#### SUPPLIED DATA
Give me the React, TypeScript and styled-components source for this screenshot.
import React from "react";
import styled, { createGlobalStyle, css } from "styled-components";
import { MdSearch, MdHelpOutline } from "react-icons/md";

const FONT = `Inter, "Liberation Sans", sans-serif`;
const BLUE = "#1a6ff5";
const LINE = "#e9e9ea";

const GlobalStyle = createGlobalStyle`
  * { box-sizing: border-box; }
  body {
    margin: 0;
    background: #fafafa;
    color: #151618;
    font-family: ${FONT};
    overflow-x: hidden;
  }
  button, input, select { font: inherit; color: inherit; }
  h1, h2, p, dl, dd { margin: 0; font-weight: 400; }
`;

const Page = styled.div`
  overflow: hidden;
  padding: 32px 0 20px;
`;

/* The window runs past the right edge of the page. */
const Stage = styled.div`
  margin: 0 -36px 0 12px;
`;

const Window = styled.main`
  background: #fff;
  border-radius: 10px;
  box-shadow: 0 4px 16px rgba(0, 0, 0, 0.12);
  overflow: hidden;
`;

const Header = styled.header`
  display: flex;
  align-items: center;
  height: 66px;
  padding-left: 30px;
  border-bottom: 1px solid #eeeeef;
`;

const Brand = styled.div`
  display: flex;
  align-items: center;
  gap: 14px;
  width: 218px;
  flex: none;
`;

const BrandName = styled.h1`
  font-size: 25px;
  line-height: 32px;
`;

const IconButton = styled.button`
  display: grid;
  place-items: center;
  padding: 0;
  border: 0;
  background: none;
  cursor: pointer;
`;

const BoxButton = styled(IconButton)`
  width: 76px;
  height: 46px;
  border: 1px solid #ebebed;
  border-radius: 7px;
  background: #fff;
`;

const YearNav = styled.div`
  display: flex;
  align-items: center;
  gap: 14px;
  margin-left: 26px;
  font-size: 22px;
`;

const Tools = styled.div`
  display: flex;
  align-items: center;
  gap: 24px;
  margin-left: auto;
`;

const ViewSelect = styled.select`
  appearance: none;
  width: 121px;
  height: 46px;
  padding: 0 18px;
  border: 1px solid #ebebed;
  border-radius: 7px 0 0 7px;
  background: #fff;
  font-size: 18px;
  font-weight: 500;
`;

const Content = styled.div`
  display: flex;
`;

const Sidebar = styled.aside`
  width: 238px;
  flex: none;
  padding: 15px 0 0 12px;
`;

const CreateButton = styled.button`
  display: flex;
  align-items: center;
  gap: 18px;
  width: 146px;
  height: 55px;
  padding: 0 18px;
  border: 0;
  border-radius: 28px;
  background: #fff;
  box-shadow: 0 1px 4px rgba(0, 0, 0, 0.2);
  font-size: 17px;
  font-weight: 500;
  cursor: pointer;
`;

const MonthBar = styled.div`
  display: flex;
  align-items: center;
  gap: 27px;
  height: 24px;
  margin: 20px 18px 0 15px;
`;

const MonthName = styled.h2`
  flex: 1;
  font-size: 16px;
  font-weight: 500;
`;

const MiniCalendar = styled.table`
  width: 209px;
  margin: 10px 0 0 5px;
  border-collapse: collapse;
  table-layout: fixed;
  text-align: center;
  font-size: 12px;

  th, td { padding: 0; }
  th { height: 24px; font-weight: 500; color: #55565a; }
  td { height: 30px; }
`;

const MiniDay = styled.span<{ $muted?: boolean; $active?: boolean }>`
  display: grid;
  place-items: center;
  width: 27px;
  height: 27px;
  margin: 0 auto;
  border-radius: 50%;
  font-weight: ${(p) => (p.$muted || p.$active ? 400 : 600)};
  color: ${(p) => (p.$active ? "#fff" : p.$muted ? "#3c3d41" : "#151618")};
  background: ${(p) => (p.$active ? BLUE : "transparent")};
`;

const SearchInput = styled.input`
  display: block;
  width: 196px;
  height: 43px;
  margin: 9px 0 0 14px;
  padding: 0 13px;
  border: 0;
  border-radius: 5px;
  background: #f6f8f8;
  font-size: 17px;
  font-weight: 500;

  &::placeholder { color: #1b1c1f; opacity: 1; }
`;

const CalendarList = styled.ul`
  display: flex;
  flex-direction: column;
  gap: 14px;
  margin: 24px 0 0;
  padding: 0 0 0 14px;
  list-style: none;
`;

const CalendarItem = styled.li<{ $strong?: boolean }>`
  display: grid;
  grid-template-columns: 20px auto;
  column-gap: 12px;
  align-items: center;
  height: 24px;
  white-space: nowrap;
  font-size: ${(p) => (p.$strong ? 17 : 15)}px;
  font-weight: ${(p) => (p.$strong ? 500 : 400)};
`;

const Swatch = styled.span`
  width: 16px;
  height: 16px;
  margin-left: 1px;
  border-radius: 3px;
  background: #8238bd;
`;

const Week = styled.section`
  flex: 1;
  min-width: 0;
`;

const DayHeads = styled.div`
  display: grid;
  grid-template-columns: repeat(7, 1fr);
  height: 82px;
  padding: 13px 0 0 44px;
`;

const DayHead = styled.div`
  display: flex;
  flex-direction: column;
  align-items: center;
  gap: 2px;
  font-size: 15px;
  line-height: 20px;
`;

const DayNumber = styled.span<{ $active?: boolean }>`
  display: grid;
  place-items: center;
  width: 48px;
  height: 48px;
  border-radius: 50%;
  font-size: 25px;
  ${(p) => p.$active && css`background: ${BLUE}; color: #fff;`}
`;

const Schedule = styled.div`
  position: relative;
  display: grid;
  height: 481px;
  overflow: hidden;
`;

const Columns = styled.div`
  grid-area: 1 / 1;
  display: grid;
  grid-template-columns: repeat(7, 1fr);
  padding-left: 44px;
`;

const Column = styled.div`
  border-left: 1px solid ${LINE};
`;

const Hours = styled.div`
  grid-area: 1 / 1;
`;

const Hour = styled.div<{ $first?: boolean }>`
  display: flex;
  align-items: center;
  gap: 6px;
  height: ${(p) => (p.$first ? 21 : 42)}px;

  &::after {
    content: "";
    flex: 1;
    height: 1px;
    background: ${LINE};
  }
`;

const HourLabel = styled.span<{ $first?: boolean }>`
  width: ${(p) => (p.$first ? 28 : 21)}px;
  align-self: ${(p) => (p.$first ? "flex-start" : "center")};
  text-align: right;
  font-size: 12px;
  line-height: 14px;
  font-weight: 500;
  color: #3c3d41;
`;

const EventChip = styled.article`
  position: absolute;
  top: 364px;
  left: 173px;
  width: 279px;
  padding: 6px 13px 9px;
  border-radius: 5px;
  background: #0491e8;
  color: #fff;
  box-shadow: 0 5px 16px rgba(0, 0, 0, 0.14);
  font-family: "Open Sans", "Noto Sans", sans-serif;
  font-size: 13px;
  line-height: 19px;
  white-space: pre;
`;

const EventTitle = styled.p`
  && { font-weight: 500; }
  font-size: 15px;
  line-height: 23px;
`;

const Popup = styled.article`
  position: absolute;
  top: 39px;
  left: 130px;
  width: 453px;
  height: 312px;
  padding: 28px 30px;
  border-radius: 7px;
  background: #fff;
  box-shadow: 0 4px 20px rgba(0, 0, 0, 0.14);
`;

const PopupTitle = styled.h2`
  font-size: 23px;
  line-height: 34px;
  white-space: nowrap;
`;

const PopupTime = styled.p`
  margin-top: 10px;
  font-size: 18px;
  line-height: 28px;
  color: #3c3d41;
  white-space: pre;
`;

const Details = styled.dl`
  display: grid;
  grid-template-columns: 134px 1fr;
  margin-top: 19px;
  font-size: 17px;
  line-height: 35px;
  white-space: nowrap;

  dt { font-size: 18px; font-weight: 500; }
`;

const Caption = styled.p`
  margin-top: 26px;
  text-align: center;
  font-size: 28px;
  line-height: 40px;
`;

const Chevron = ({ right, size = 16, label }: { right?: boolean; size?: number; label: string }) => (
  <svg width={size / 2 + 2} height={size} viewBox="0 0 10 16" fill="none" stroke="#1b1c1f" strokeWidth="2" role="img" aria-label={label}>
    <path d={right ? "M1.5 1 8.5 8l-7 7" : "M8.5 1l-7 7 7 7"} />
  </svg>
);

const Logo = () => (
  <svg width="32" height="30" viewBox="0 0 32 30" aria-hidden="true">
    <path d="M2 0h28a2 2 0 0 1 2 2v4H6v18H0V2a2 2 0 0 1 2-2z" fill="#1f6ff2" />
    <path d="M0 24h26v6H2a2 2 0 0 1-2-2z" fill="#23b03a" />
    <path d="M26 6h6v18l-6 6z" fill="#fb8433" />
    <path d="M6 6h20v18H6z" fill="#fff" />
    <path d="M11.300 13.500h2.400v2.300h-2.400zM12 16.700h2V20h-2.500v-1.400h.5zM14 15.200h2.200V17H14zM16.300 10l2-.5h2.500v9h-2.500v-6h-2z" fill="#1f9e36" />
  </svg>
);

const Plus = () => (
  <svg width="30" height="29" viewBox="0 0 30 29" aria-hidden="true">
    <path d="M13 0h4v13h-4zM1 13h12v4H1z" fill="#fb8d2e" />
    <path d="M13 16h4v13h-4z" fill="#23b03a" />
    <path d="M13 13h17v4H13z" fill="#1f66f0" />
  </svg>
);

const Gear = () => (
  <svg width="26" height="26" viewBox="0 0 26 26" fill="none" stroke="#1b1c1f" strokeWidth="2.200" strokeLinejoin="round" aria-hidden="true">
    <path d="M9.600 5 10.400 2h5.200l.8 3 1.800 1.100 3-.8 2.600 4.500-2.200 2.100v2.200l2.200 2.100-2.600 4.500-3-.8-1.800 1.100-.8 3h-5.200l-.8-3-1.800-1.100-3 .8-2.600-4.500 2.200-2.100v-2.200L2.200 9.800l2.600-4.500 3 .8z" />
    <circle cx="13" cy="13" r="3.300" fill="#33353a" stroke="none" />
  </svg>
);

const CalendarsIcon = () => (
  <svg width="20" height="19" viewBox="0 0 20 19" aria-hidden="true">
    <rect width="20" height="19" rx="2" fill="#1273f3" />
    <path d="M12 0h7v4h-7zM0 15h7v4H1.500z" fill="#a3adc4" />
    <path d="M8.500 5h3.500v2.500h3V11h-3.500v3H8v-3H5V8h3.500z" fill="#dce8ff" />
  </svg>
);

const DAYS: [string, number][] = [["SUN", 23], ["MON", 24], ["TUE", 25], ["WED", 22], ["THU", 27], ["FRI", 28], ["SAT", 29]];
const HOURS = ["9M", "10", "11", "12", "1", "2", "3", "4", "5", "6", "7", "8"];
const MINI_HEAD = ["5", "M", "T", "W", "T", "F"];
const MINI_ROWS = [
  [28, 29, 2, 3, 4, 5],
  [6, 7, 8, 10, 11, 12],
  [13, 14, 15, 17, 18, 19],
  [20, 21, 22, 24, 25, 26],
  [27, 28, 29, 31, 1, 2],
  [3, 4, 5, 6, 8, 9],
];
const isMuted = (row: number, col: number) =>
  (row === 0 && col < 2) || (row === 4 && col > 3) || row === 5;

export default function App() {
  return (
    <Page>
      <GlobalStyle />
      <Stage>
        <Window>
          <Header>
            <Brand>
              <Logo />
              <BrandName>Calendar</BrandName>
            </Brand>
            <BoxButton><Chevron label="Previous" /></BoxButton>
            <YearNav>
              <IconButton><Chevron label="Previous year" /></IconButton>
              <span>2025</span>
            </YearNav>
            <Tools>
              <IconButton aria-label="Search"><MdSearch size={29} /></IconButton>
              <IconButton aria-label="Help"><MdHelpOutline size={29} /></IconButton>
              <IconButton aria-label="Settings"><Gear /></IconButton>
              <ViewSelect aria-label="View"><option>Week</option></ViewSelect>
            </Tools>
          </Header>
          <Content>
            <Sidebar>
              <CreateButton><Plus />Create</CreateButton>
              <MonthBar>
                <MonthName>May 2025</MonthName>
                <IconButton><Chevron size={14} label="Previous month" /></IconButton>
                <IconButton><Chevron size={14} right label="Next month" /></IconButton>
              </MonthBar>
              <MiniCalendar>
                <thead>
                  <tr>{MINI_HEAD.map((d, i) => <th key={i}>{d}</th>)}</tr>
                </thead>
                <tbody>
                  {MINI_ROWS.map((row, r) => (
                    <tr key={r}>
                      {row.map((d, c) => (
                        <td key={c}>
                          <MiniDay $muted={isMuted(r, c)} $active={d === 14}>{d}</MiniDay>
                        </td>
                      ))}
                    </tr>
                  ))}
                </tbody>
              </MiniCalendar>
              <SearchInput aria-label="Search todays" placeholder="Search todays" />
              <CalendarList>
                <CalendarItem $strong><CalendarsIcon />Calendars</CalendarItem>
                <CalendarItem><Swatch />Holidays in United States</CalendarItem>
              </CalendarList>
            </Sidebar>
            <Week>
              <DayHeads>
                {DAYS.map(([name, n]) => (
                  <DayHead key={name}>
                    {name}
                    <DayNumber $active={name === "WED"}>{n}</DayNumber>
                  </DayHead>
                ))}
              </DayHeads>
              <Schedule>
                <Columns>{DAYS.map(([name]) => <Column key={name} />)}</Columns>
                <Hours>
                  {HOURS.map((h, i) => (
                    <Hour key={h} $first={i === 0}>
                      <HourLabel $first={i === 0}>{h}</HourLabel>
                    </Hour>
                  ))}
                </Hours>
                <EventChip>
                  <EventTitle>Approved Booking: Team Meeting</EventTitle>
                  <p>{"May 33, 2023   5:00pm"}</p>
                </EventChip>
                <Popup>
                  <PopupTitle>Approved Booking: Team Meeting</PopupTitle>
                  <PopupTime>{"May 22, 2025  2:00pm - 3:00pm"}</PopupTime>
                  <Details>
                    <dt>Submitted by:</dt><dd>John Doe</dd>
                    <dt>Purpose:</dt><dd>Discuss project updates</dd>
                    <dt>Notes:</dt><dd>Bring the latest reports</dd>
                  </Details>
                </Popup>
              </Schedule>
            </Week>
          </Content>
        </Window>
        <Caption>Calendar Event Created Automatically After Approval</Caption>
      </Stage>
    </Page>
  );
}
########
[YOUR OBJECTIVE] Your task is to pick out every line with the string "components" and copy it.

[REPLY TO THE TASK]
Give me the React, TypeScript and styled-components source for this screenshot.
import styled, { createGlobalStyle, css } from "styled-components";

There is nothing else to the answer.